The former inmate needed to sahau yaliyopita tujenge taifa, as we impressionable nineties children were made to chant alongside the state choir on national holidays. Kenyan ghosts do not like to come out of the national closet. Any attempt to bring them out is akin to rattling snakes.

And so, as I stood listening to grand-aunt draw a list of priorities for her pension money, I wrestled the urge to reiterate the phrase that encapsulates the essence of being Kenyan; disremember the past and be proud you helped build the nation.

As for LSK delaying payouts for Mau Mau victims, I can only ask, where were you when the movement was banned for over 40 years and badly needed a voice? And where were you when a foreign law firm took the poor old men in its arms?

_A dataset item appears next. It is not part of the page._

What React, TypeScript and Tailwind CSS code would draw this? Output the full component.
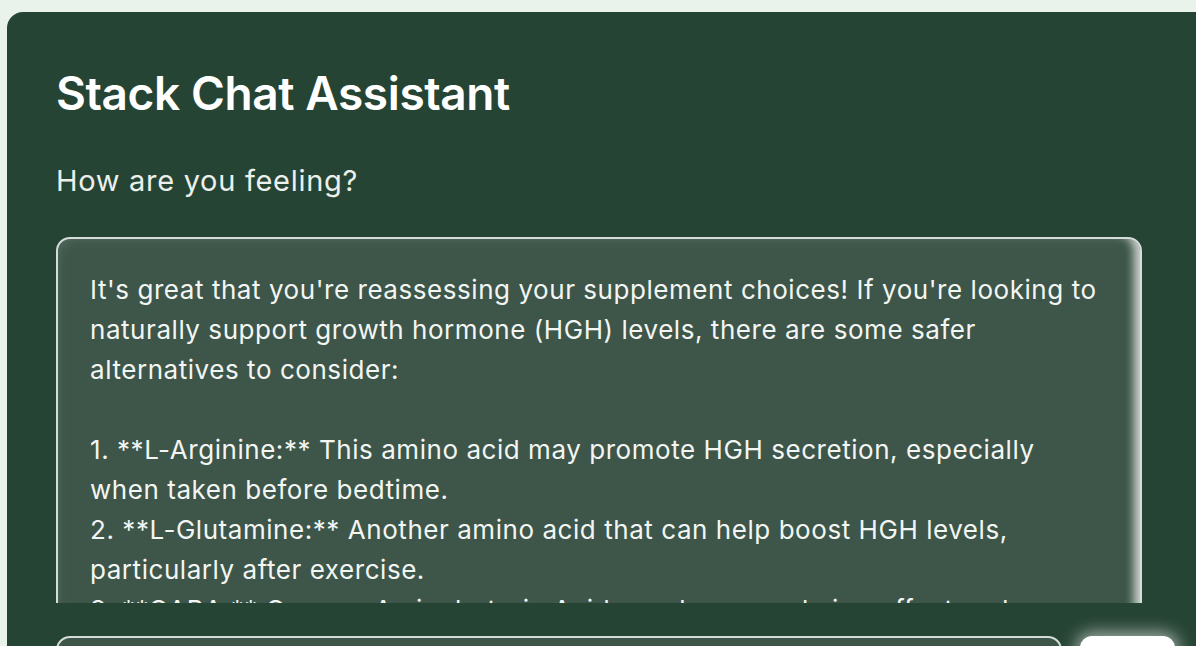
import React from "react";

export default function App() {
  const font = { fontFamily: "Inter, 'Noto Sans', sans-serif" };
  return (
    <div className="h-[646px] w-full overflow-hidden bg-[#e9f3eb] pt-[12px] pl-[7px]" style={font}>
      <div className="w-[1240px] h-[700px] rounded-tl-[16px] bg-[#264434] pl-[49px] pt-[53px]">
        <h1 className="text-[46px] leading-[56px] font-semibold text-white tracking-[-0.4px]">Stack Chat Assistant</h1>
        <p className="mt-[42px] text-[29px] leading-[36px] text-[#ecf0ed] tracking-[0.7px]">How are you feeling?</p>
        <div className="mt-[38px] w-[1086px] h-[366px] overflow-hidden">
          <div className="h-[420px] rounded-[14px] border-2 border-[#d6dcd8] bg-[#3d5649] pl-[32px] pr-[40px] pt-[31px] shadow-[inset_-14px_0_10px_-8px_rgba(255,255,255,0.75),inset_6px_6px_12px_-6px_rgba(255,255,255,0.12)]">
            <div className="text-[26px] leading-[40px] tracking-[0.55px] text-[#f3f5f3] whitespace-pre-line">
              {`It's great that you're reassessing your supplement choices! If you're looking to naturally support growth hormone (HGH) levels, there are some safer alternatives to consider:

1. **L-Arginine:** This amino acid may promote HGH secretion, especially when taken before bedtime.
2. **L-Glutamine:** Another amino acid that can help boost HGH levels, particularly after exercise.
3. **GABA:** Gamma-Aminobutyric Acid may have a calming effect and can support HGH release.`}
            </div>
          </div>
        </div>
        <div className="mt-[33px] flex items-start gap-[18px]">
          <div className="w-[1006px] h-[56px] rounded-[14px] border-2 border-[#d6dcd8] bg-[#3d5649]"></div>
          <div className="w-[95px] h-[50px] rounded-[12px] bg-white shadow-[0_0_16px_4px_rgba(255,255,255,0.55)]"></div>
        </div>
      </div>
    </div>
  );
}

Do you now want to speak, now that billions have been awarded to the victims?

Meanwhile, we social media activists will circulate funny memes captioned ‘Waiting for GOK-dot’ and showing pitiable old teachers queuing outside the pension house for decades.

Also, we shall sit by and do nothing because, much as we would like to criticise the government for certain injustices, we can’t do it yet. Not when our ‘person’ is in power. We will wait until the other tribe is in power then we will raise the matter and carry placards to the streets. What of those old chalk folks?

Let them #acceptandmoveon, after all #WEAREONE, are we not?